» Dataset excerpt:

□ □ □

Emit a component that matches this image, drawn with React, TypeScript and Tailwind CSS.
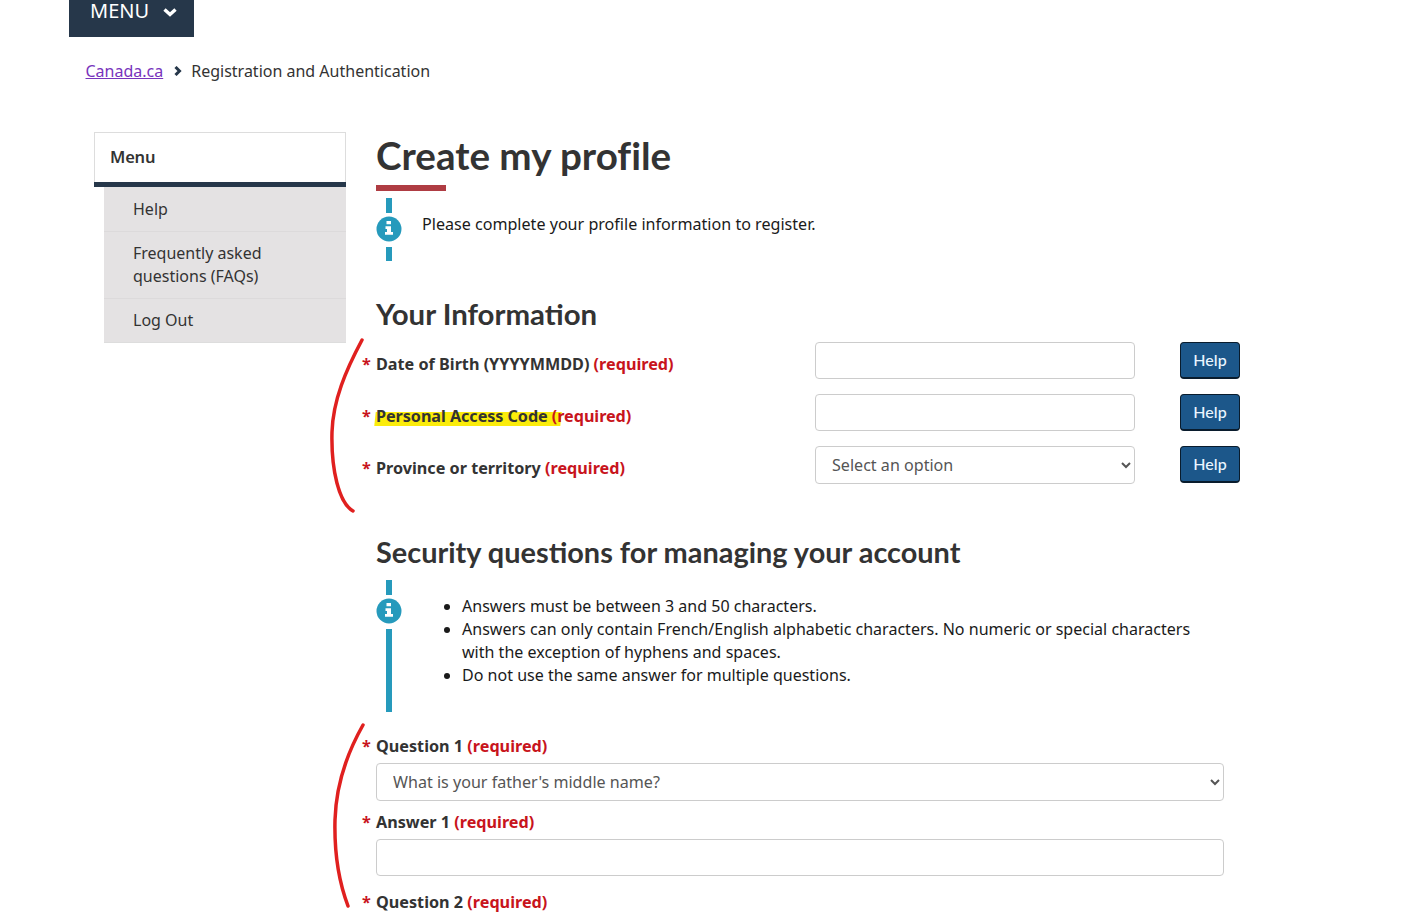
const menuLinks = ['Help', 'Frequently asked questions (FAQs)', 'Log Out'];

const rules = [
  'Answers must be between 3 and 50 characters.',
  'Answers can only contain French/English alphabetic characters. No numeric or special characters with the exception of hyphens and spaces.',
  'Do not use the same answer for multiple questions.',
];

function Required({ label, highlight = false }: { label: string; highlight?: boolean }) {
  return (
    <label className={`relative isolate block font-bold text-[16.2px] leading-[24px] text-[#333] whitespace-nowrap ${highlight ? 'tracking-[-0.06px]' : ''}`}>
      <span className="absolute left-[-14px] top-0 text-[#c8141c]">*</span>
      {highlight && (
        <span className="absolute left-[-1px] top-[8px] -z-10 h-[14px] w-[186px] -skew-x-6 bg-[#fbec0b]" />
      )}
      {label} <span className="text-[#c8141c]">(required)</span>
    </label>
  );
}

function InfoBar({ bottomBar }: { bottomBar: string }) {
  return (
    <div className="flex w-[26px] shrink-0 flex-col items-center">
      <div className="h-[15px] w-[6px] bg-[#269abc]" />
      <svg className="mb-[5px] mt-[3px] shrink-0" width="26" height="26" viewBox="0 0 26 26">
        <circle cx="13" cy="13" r="12.5" fill="#269abc" />
        <path d="M10.5 5h4.5v3.2h-4.5zM9.5 10.2H15V16h2v2.8H9v-2.8h2v-3H9.500z" fill="#fff" />
      </svg>
      <div className={`w-[6px] bg-[#269abc] ${bottomBar}`} />
    </div>
  );
}

function HelpButton() {
  return (
    <button className="h-[37px] w-[60px] rounded-[4px] border border-[#091c2d] border-b-2 bg-[#1c578a] text-[16px] text-[#eaf6ff] font-['Lato'] font-medium">
      Help
    </button>
  );
}

const inputClass = 'block h-[37px] rounded-[4px] border border-[#ccc] bg-white';
const selectClass = 'block h-[38px] rounded-[4px] border border-[#ccc] bg-white px-3 text-[16.1px] text-[#555]';

export default function App() {
  return (
    <div className="relative h-[919px] overflow-hidden bg-white font-['Noto_Sans',sans-serif] text-[#333]">
      {/* Top menu */}
      <div className="ml-[69px] flex h-[37px] w-[125px] items-start bg-[#26374a] pl-[21px] text-[20px] leading-[22px] text-white">
        MENU
        <svg className="ml-[14px] mt-[8px]" width="14" height="9" viewBox="0 0 14 9" fill="none" stroke="#fff" strokeWidth="3.4">
          <polyline points="1.500,1.500 7,6.500 12.500,1.500" />
        </svg>
      </div>

      {/* Breadcrumb */}
      <div className="ml-[85.5px] mt-[22px] flex items-center text-[16px] leading-[24px]">
        <a href="#" className="text-[#7834bc] underline">Canada.ca</a>
        <svg className="ml-[11px] mr-[9px]" width="8" height="10" viewBox="0 0 8 10" fill="none" stroke="#26374a" strokeWidth="3">
          <polyline points="1.500,1 5.500,5 1.500,9" />
        </svg>
        <span>Registration and Authentication</span>
      </div>

      <div className="ml-[94px] mt-[49px] flex">
        {/* Sidebar */}
        <aside className="w-[252px] shrink-0 self-start">
          <div className="flex h-[50px] items-center border border-b-0 border-[#ddd] pl-[15px] text-[16.500px] font-semibold tracking-[-0.2px]">Menu</div>
          <div className="h-[5px] bg-[#26374a]" />
          <ul className="ml-[10px] border-b border-[#ddd] bg-[#e4e2e3] pt-px">
            {menuLinks.map((link, i) => (
              <li
                key={link}
                className={`py-[10px] pl-[29px] pr-[50px] text-[16px] leading-[23px] ${i > 0 ? 'border-t border-[#dcdadb]' : ''}`}
              >
                {link}
              </li>
            ))}
          </ul>
        </aside>

        {/* Main content */}
        <main className="ml-[30px] w-[848px] shrink-0">
          <h1 className="-mt-[1px] mb-[6px] font-['Lato'] text-[38.6px] font-bold leading-[48px] [font-variant-ligatures:none]">Create my profile</h1>
          <div className="h-[6px] w-[70px] bg-[#af3c43]" />

          <div className="mt-[7px] flex">
            <InfoBar bottomBar="h-[14px]" />
            <p className="ml-[20px] mt-[14px] text-[16.1px] leading-[24px] text-[#1a1a1a]">
              Please complete your profile information to register.
            </p>
          </div>

          <h2 className="mt-[35px] font-['Lato'] text-[29.4px] font-bold leading-[36px]">Your Information</h2>

          <div className="mt-[9px] flex w-[864px] flex-col gap-[15px] pt-px">
            {[
              { label: 'Date of Birth (YYYYMMDD)' },
              { label: 'Personal Access Code', highlight: true },
              { label: 'Province or territory', select: true },
            ].map((row) => (
              <div key={row.label} className="flex items-start">
                <div className="w-[439px] shrink-0 pt-[10px]">
                  <Required label={row.label} highlight={row.highlight} />
                </div>
                {row.select ? (
                  <select className={`${selectClass} w-[320px] shrink-0`}>
                    <option>Select an option</option>
                  </select>
                ) : (
                  <input className={`${inputClass} w-[320px] shrink-0`} />
                )}
                <div className="ml-[45px]">
                  <HelpButton />
                </div>
              </div>
            ))}
          </div>

          <h2 className="mt-[50px] font-['Lato'] text-[28.9px] font-bold leading-[36px]">Security questions for managing your account</h2>

          <div className="mt-[10px] flex">
            <InfoBar bottomBar="h-[83px]" />
            <ul className="ml-[60px] mt-[15px] w-[740px] list-disc text-[16.05px] leading-[23px] text-[#1a1a1a]">
              {rules.map((rule) => (
                <li key={rule}>{rule}</li>
              ))}
            </ul>
          </div>

          <div className="mt-[22px]">
            <Required label="Question 1" />
          </div>
          <select className={`${selectClass} mt-[5px] w-full`}>
            <option>What is your father's middle name?</option>
          </select>
          <div className="mt-[9px]">
            <Required label="Answer 1" />
          </div>
          <input className={`${inputClass} mt-[5px] w-full`} />
          <div className="mt-[14px]">
            <Required label="Question 2" />
          </div>
        </main>
      </div>

      {/* Hand drawn red marks on the screenshot */}
      <svg className="pointer-events-none absolute inset-0" width="1403" height="919" fill="none" stroke="#e0201f" strokeWidth="3.500" strokeLinecap="round">
        <path d="M362 340 C346 370 333 400 332 432 C331 470 339 503 353 511" />
        <path d="M363 725 C346 755 336 785 335 820 C334 860 340 885 348 906" />
      </svg>
    </div>
  );
}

□ □ □

» Problem to solve:
Locate each line containing the string "drawn" and show it.

» Task output:
Emit a component that matches this image, drawn with React, TypeScript and Tailwind CSS.
      {/* Hand drawn red marks on the screenshot */}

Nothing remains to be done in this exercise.